Photoelectron “Bridge” in Van Der Waals Heterojunction for Enhanced Photocatalytic CO2 Conversion Under Visible Light

Abstract Constructing Van der Waals heterojunction is a crucial strategy to achieve excellent photocatalytic activity. However, in most Van der Waals heterojunctions synthesized by ex situ assembly, electron transfer encounters huge hindrances at the interface between the two components due to the large spacing and potential barrier. Herein, a phosphate‐bridged Van der Waals heterojunction of cobalt phthalocyanine (CoPc)/tungsten disulfide (WS 2 ) bridged by phosphate ( x CoPc‐ n PO 4 − ‐WS 2 ) is designed and prepared by the traditional wet chemistry method. By introducing a small phosphate molecule into the interface of CoPc and WS 2 , creates an electron “bridge”, resulting in a compact combination and eliminating the space barrier.
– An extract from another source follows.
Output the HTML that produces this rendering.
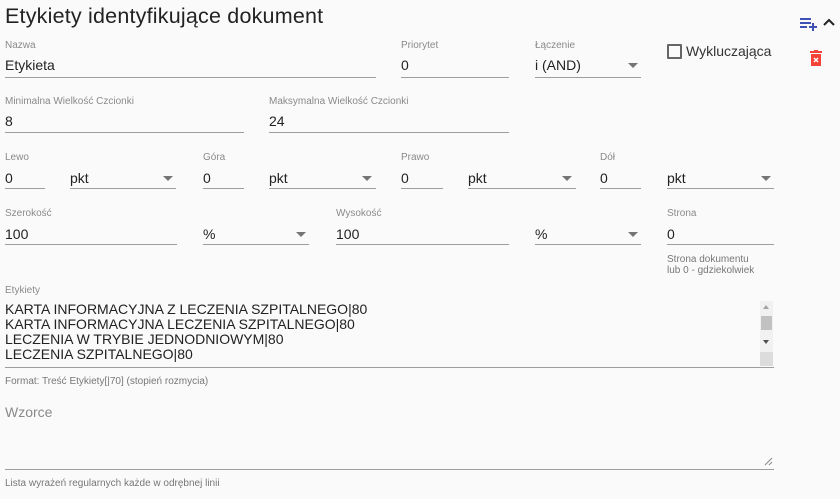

Therefore, the phosphate (PO 4 − ) bridge can serve as an efficient electron transfer channel in heterojunction and can efficiently transmit photoelectrons from WS 2 to CoPc under excited states. These excited photoelectrons are captured by the catalytic central Co 2+ in CoPc and subsequently convert CO 2 molecules into CO and CH 4 products, achieving 17‐fold enhancement on the 3CoPc‐0.6PO 4 − ‐WS 2 sample compared to that of pure WS 2 . Introducing a small molecule “bridge” to create an electron transfer channel provides a new perspective in designing efficient photocatalysts for photocatalytic CO 2 reduction into valuable products.